What led you to start researching Hamilton?

It was around the time of the bicentennial. I was 14 years old and I started reading biographies of founders. When I came across a biography of Alexander Hamilton, I didn’t like it. I didn’t believe it. So I went back to the library, asked what the author of the book had read, and the librarian sent me off to read Hamilton’s papers. They fascinated me–because they were the “real history” of Hamilton, not an interpretation. From that time on, I have never stopped reading Hamilton’s papers. And that research led me to want to learn about other topics, like the period’s politics and dueling.  Basically, Hamilton drew me into my career as a historian. One strange coincidence: I have worked with the National Park Service over the years and oddly enough, Hamilton’s house in Harlem became a national memorial on the day I was born: April 27, 1962. A few years back, the Hamilton Grange National Memorial and I turned 50 years old together, and I celebrated my birthday in Hamilton’s home.

With all of the hype surrounding the play, this is such a surreal time for me. The incredible fact is that for the past 40 years I have been studying Hamilton, writing about him, and lecturing all over the country about him, but very few people knew who he was.  And now, this play has brought his history into the limelight. I mean, there are Hamilton socks!

What was your initial reaction to the play?

My initial thought was that the play is entertaining and contains quite a bit of history. There is a Cabinet meeting rap battle in the play; Washington’s Farewell Address is sung in the play. I saw the play with a friend who is a historian and our jaws were on the floor. And in its form and style, the play is so different. It’s clearly revolutionary theater. Then I heard the song titled “10 Duel Commandments.” As it went on, I heard words from a document that I had discovered at the New-York Historical Society in the bottom of a box, and I realized the song was based on that document — and more broadly, on the chapter of my book about the Burr-Hamilton duel. I loved that I had something to do with the play!

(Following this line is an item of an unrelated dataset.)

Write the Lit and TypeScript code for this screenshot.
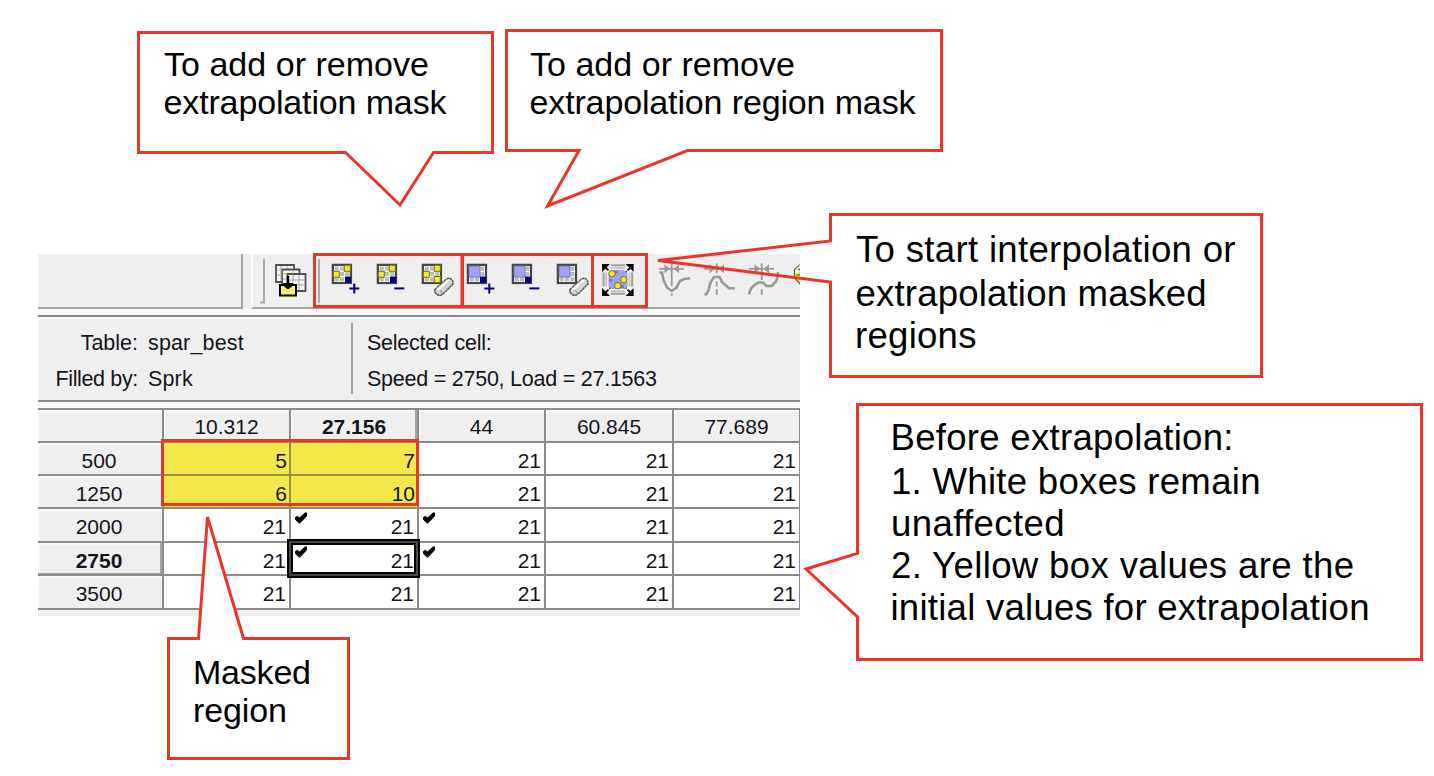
import { LitElement, html, svg, css } from "lit";
import { customElement } from "lit/decorators.js";
import { classMap } from "lit/directives/class-map.js";

type Line = [text: string, x: number, y: number, width: number];

const columns = ["10.312", "27.156", "44", "60.845", "77.689"];
const rows: { label: string; values: number[]; masked?: boolean; checks?: number[] }[] = [
  { label: "500", values: [5, 7, 21, 21, 21], masked: true },
  { label: "1250", values: [6, 10, 21, 21, 21], masked: true },
  { label: "2000", values: [21, 21, 21, 21, 21], checks: [1, 2] },
  { label: "2750", values: [21, 21, 21, 21, 21], checks: [1, 2] },
  { label: "3500", values: [21, 21, 21, 21, 21] },
];

const callouts: { path: string; fill: string; size: number; lines: Line[] }[] = [
  {
    path: "M138.5 32.5H492.5V152.5H433.5L400 205L345.5 152.5H138.5Z",
    fill: "#fff",
    size: 34,
    lines: [
      ["To add or remove", 164, 76, 265],
      ["extrapolation mask", 163.5, 114, 283],
    ],
  },
  {
    path: "M506.5 30.5H941.5V150.5H687.5L547.5 206L579 150.5H506.5Z",
    fill: "#fff",
    size: 34,
    lines: [
      ["To add or remove", 530, 76, 265],
      ["extrapolation region mask", 529.5, 114, 386],
    ],
  },
  {
    path: "M830.5 214.5H1261.5V376.5H830.5V282L658 260.5L830.5 241Z",
    fill: "none",
    size: 36.6,
    lines: [
      ["To start interpolation or", 856, 262, 379.5],
      ["extrapolation masked", 855.5, 305.5, 351],
      ["regions", 855, 348, 121.5],
    ],
  },
  {
    path: "M857.5 404.5H1421.5V659.5H857.5V617L806 569L857.5 553.5Z",
    fill: "#fff",
    size: 36.6,
    lines: [
      ["Before extrapolation:", 890.5, 450, 343],
      ["1. White boxes remain", 891, 493.5, 369.5],
      ["unaffected", 891, 536, 173.5],
      ["2. Yellow box values are the", 891, 578, 463],
      ["initial values for extrapolation", 890.5, 620, 479],
    ],
  },
  {
    path: "M168.5 638.5H198.5L207.5 517L243.5 638.5H348.5V758.5H168.5Z",
    fill: "#fff",
    size: 34,
    lines: [
      ["Masked", 193, 684, 118],
      ["region", 193, 721.5, 94],
    ],
  },
];

const gridFrame = svg`
  <rect x="4.7" y="9.7" width="20.4" height="20.4" fill="#484848" />
  <rect x="7" y="12" width="16" height="16" fill="#fff" />
  <path d="M7.5 12.5h4.3v4.3h-4.3zM12.9 12.5h4.3v4.3h-4.3zM18.3 12.5h4.3v4.3h-4.3zM7.5 17.9h4.3v4.3h-4.3zM12.9 17.9h4.3v4.3h-4.3zM18.3 17.9h4.3v4.3h-4.3zM7.5 23.3h4.3v4.3h-4.3zM12.9 23.3h4.3v4.3h-4.3zM18.3 23.3h4.3v4.3h-4.3z" fill="#bdbdbd" />`;
const yellowDots = svg`
  <rect x="17.3" y="11.3" width="6" height="6" fill="#f5ea1c" stroke="#776f28" stroke-width="1" />
  <rect x="6.3" y="17.3" width="6" height="6" fill="#f5ea1c" stroke="#776f28" stroke-width="1" />`;
const regionFill = svg`<rect x="7" y="12" width="11" height="11" fill="#a2a2fb" stroke="#6b6b9a" stroke-width=".8" />`;
const navyDot = svg`<rect x="18" y="22.6" width="6.2" height="6.2" fill="#000080" />`;
const plus = svg`<path d="M22.3 34.4h10M27.3 29.4v10" stroke="#000080" stroke-width="2" />`;
const minus = svg`<path d="M22.3 34.4h10" stroke="#000080" stroke-width="2" />`;
const eraser = svg`
  <path d="M18 35.5L29 25.5Q32 23 34.5 25.5Q37 28 35.5 30.5L26 40Q22.5 42.5 19.5 40Q17 38 18 35.5Z" fill="#d4d4d4" stroke="#555" stroke-width="1.5" stroke-dasharray="2.6 .5" />
  <path d="M19.5 35L29.5 26.3Q31.5 25 33 26.2L22.5 36Z" fill="#fff" />
  <path d="M22.8 36.2Q25.5 37.5 25.2 40" fill="none" stroke="#888" />`;
const arrowsOnAxis = svg`
  <path d="M7 14.8h25" stroke="#999" stroke-width="1.7" />
  <path d="M12.5 10.3L18 14.8L12.5 19.3ZM27 10.3L21.5 14.8L27 19.3Z" fill="#999" />`;

const maskIcons = [
  svg`${gridFrame}${yellowDots}${navyDot}${plus}`,
  svg`${gridFrame}${yellowDots}${navyDot}${minus}`,
  svg`${gridFrame}${yellowDots}<rect x="17.3" y="22.5" width="6" height="6" fill="#f5ea1c" stroke="#776f28" stroke-width="1" />${eraser}`,
  svg`${gridFrame}${regionFill}${navyDot}${plus}`,
  svg`${gridFrame}${regionFill}${navyDot}${minus}`,
  svg`${gridFrame}${regionFill}${eraser}`,
  svg`
    <path d="M14 11.2h14M14 39.8h14M6.5 18.5v14M35.2 18.5v14" stroke="#a0a0a0" stroke-width="2" />
    <path d="M14 14h14M14 37.2h14M9.2 18.5v14M32.6 18.5v14" stroke="#bdbdbd" stroke-width="1.6" />
    <rect x="11.5" y="16" width="19" height="19" fill="#a2a2f8" />
    <path d="M18 16.5h3v3h-3zM12 25h3v3h-3zM24 31h3v3h-3z" fill="#7b7bb8" />
    <path d="M6 11L13 18M36 11L29 18M6 41L13 34M36 41L29 34" stroke="#fff" stroke-width="5" />
    <path d="M7 12L13 18M35 12L29 18M7 40L13 34M35 40L29 34" stroke="#000" stroke-width="1.8" stroke-dasharray="6.3 1.3" />
    <path d="M5 10h8l-8 8zM36.6 10h-8l8 8zM5 42h8l-8-8zM36.6 42h-8l8-8z" fill="#000" />
    <g fill="#f7e91b" stroke="#77702a" stroke-width="1">
      <circle cx="15" cy="19.7" r="3.2" /><circle cx="26.7" cy="25.7" r="3.2" /><circle cx="20.7" cy="31.7" r="3.2" />
    </g>`,
];

const curveIcons = [
  svg`${arrowsOnAxis}
    <path d="M19.7 9.3V32M19.7 39.5v2.2" stroke="#999" stroke-width="1.8" />
    <path d="M7.5 18.5H10L11.5 26L15 33.5L19.7 37L24.5 33.5L28 27L32 25L38 24.3" fill="none" stroke="#999" stroke-width="2.6" />`,
  svg`${arrowsOnAxis}
    <path d="M19.7 9.3V19M19.7 27.5v5M19.7 35v6" stroke="#999" stroke-width="1.8" />
    <path d="M7.3 40.3H9.5L11.5 36L13.5 28.5L17 23H22.5L25 28L30.3 32.7L32 34.3H38" fill="none" stroke="#999" stroke-width="2.6" />`,
  svg`${arrowsOnAxis}
    <path d="M19.7 9.3V26M19.7 35v6" stroke="#999" stroke-width="1.8" />
    <path d="M7 40.3L9 34.5L12.5 31L16.5 28.5H21L24.5 32H29.5L34 27.5L36 22V18" fill="none" stroke="#999" stroke-width="2.6" />`,
  svg`
    <path d="M14 10L7.5 15.5V24L14 31Z" fill="#f7ee35" stroke="#555" stroke-width="1.2" />
    <path d="M8 16L13 11V17L8 19Z" fill="#fff" /><path d="M9.5 21h4M10.5 15.5h3" stroke="#3c8a3c" stroke-width="1.4" />`,
];

@customElement("app-root")
export class AppRoot extends LitElement {
  static styles = css`
    :host {
      display: block;
      position: relative;
      box-sizing: border-box;
      width: 1434px;
      height: 776px;
      padding: 254px 0 0 38px;
      overflow: hidden;
      background: #fff;
      color: #000;
      font-family: "Liberation Sans", Arial, sans-serif;
    }
    .window {
      display: flex;
      flex-direction: column;
      width: 762px;
      height: 362px;
      overflow: hidden;
      background: #efefef;
      color: #15151c;
    }
    .toolbar {
      display: flex;
      gap: 8px;
      height: 61px;
      background: linear-gradient(#efefef 55px, #fafafa 55px);
    }
    .dock {
      box-sizing: border-box;
      width: 205px;
      height: 55px;
      border-right: 2px solid #a5a5a5;
      border-bottom: 2px solid #a5a5a5;
    }
    .tools {
      display: flex;
      box-sizing: border-box;
      flex: 1;
      min-width: 0;
      height: 55px;
      border-left: 2px solid #fafafa;
      border-bottom: 2px solid #a5a5a5;
      overflow: hidden;
    }
    .tools svg {
      flex: none;
      display: block;
    }
    .curves {
      display: flex;
      flex: none;
      margin-left: 10px;
    }
    .info {
      box-sizing: border-box;
      display: flex;
      height: 87px;
      padding-top: 6px;
      border-top: 2px solid #8c8c8c;
      border-bottom: 2px solid #8c8c8c;
      box-shadow: inset 0 2px #fafafa;
      font-size: 21.5px;
      line-height: 35.5px;
      white-space: pre;
    }
    .names {
      width: 100px;
      padding-top: 3px;
      text-align: right;
    }
    .filled {
      letter-spacing: -0.35px;
    }
    .source {
      box-sizing: border-box;
      width: 215px;
      height: 71px;
      padding: 3px 0 0 10px;
      border-right: 2px solid #a0a0a0;
      letter-spacing: 0.15px;
    }
    .cell-info {
      padding: 3px 0 0 14px;
      letter-spacing: -0.24px;
    }
    .gap {
      height: 6px;
      background: #fafafa;
    }
    .table {
      display: grid;
      grid-template-columns: 124px 125px 126px 125px 126px 125px;
      grid-template-rows: 31px 31px 31px 32px 31px 32px;
      gap: 2px;
      padding: 2px 0;
      width: 760px;
      background: #8b8b8b;
      border-right: 2px solid #8b8b8b;
      font-size: 21px;
      line-height: 35px;
      box-sizing: content-box;
    }
    .table > div {
      position: relative;
      min-width: 0;
    }
    .head {
      background: #efefef;
      text-align: center;
      line-height: 34px;
      box-shadow: inset 1px 2px #fbfbfb;
    }
    .row-head {
      padding-right: 2px;
      line-height: 35px;
    }
    .active {
      font-weight: bold;
      box-shadow: inset -2px -1px #a5a5a5, inset 2px 2px #f8f8f8;
    }
    .value {
      background: #fff;
      padding-right: 3px;
      text-align: right;
    }
    .masked {
      padding-right: 2px;
      background: #f3e74c;
      box-shadow: 0 0 0 1px #978f45;
    }
    .check {
      position: absolute;
      left: 4px;
      top: 3px;
    }
    .selected {
      position: absolute;
      left: -4px;
      top: -4px;
      width: 133px;
      height: 39px;
      box-sizing: border-box;
      border: 2px solid #000;
      box-shadow: inset 0 0 0 2px #484848, inset 0 0 0 4px #000;
      z-index: 1;
    }
    .notes {
      position: absolute;
      left: 0;
      top: 0;
      z-index: 2;
    }
  `;

  private note(c: (typeof callouts)[number]) {
    return svg`
      <path d=${c.path} fill=${c.fill} stroke="#ec3526" stroke-width="3" />
      ${c.lines.map(
        ([text, x, y, width]) =>
          svg`<text x=${x} y=${y} font-size=${c.size} textLength=${width} fill="#000">${text}</text>`
      )}`;
  }

  private icon(shape: unknown) {
    return html`<svg width="45" height="53" viewBox="0 0 45 53">${shape}</svg>`;
  }

  private get check() {
    return html`<svg class="check" width="13" height="13" viewBox="0 0 13 13">
      <path d="M0 5.5L2 3.8L4.5 5.5L10 .5H12V4L5 11.5H4L0 7.5Z" fill="#000" />
    </svg>`;
  }

  render() {
    return html`
      <div class="window">
        <div class="toolbar">
          <div class="dock"></div>
          <div class="tools">
            <svg width="74" height="53" viewBox="253 0 74 53">
              <path d="M260 48.5h4V5" fill="none" stroke="#a3a3a3" stroke-width="1.8" />
              <path d="M319 5v44" stroke="#a3a3a3" stroke-width="1.8" />
              <g fill="#f6f6f6" stroke="#505050" stroke-width="1.8">
                <path d="M276 11h18v17h-18z" />
                <path d="M282 15.5h17.5v17H282z" />
                <path d="M287.5 20h18v17h-18z" />
              </g>
              <path d="M277 16h5M277 21h5M281 12v15M287 12v3M283 20h4M293 16v4M283 25h4M288 26h17M288 31h17M293 21v15M299 21v15" stroke="#a7a7a7" stroke-width="1" />
              <path d="M280 31h4l3.5 3h1l3.5-3h4v10.5h-16z" fill="#f8ef63" stroke="#000" stroke-width="2" />
              <path d="M288 22v9" stroke="#000" stroke-width="2.4" />
              <path d="M282.5 29h11L288 34.5z" fill="#000" />
            </svg>
            ${maskIcons.map((i) => this.icon(i))}
            <div class="curves">${curveIcons.map((i) => this.icon(i))}</div>
          </div>
        </div>
        <div class="info">
          <div class="names">Table:<br /><span class="filled">Filled by:</span></div>
          <div class="source">spar_best<br />Sprk</div>
          <div class="cell-info">Selected cell:<br />Speed = 2750, Load = 27.1563</div>
        </div>
        <div class="gap"></div>
        <div class="table">
          <div class="head"></div>
          ${columns.map((c, i) => html`<div class=${classMap({ head: true, active: i === 1 })}>${c}</div>`)}
          ${rows.map(
            (r) => html`
              <div class=${classMap({ head: true, "row-head": true, active: r.label === "2750" })}>${r.label}</div>
              ${r.values.map(
                (v, i) => html`<div class=${classMap({ value: true, masked: !!r.masked && i < 2 })}>
                  ${v}${r.checks?.includes(i) ? this.check : ""}${r.label === "2750" && i === 1
                    ? html`<div class="selected"></div>`
                    : ""}
                </div>`
              )}
            `
          )}
        </div>
      </div>
      <svg class="notes" width="1434" height="776" viewBox="0 0 1434 776">
        <g fill="none" stroke="#ec3526" stroke-width="3">
          <rect x="314.5" y="254.5" width="147.5" height="52" />
          <rect x="462.5" y="254.5" width="130" height="52" />
          <rect x="592.5" y="254.5" width="54" height="52" />
          <rect x="162.5" y="440.5" width="255" height="64" />
        </g>
        ${callouts.map((c) => this.note(c))}
      </svg>
    `;
  }
}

The document was a set of notes from the trial of Aaron Burr’s second in the duel, William Van Ness, who took notes on what testifying witnesses were saying. Amazingly, I had discovered new eyewitness accounts of the Burr-Hamilton duel. And its details were fascinating. The two boatmen who rowed Hamilton and Burr to the location of the duel, and the doctor who was present, all testified that they had stood with their backs to the dueling ground, so during the trial, when asked what they had seen, they could honestly say that they heard gunshots but saw no duel. The document reveals lots of customs of this sort — customs that gave people taking part in a duel a kind of deniability. You can see this play out in the courtroom. It was mind-blowing to hear these details in a song.

How accurate is the Broadway play’s depiction of Alexander Hamilton?

It’s almost comical: now that everyone is excited about Hamilton, it is not the real Hamilton that they’re excited about. I can detail a lot of things that are not discussed or included in the play, or that are outright wrong with it, but it is important to remember that this is a hip-hop musical. The play captures aspects of Hamilton’s personality, but ultimately it is a play about one person’s rise and fall. I would not want my students to think it’s an authentic version of history. But my students — who are very excited about the play — are more sophisticated than that. They come to class and ask, ‘what really happened?’ This play has become a teaching avenue, a door opener. So, if there are more students in my history classes because of it, then that’s a bonus. And if the play gets kids thinking that early American history is interesting and relevant to the present day, and moves them to study it, then that’s great too.

Why did you remain interested in Alexander Hamilton for so many years?

I’ve stayed interested in Hamilton not because he was a standard-issue hero, but because of his complications; he was self-destructive, had a highly problematic personality, and was often extreme in his politics. I don’t like hero history. It does the study of history a disservice on a thousand different levels. It’s far more interesting to study complicated people and the history they helped to shape.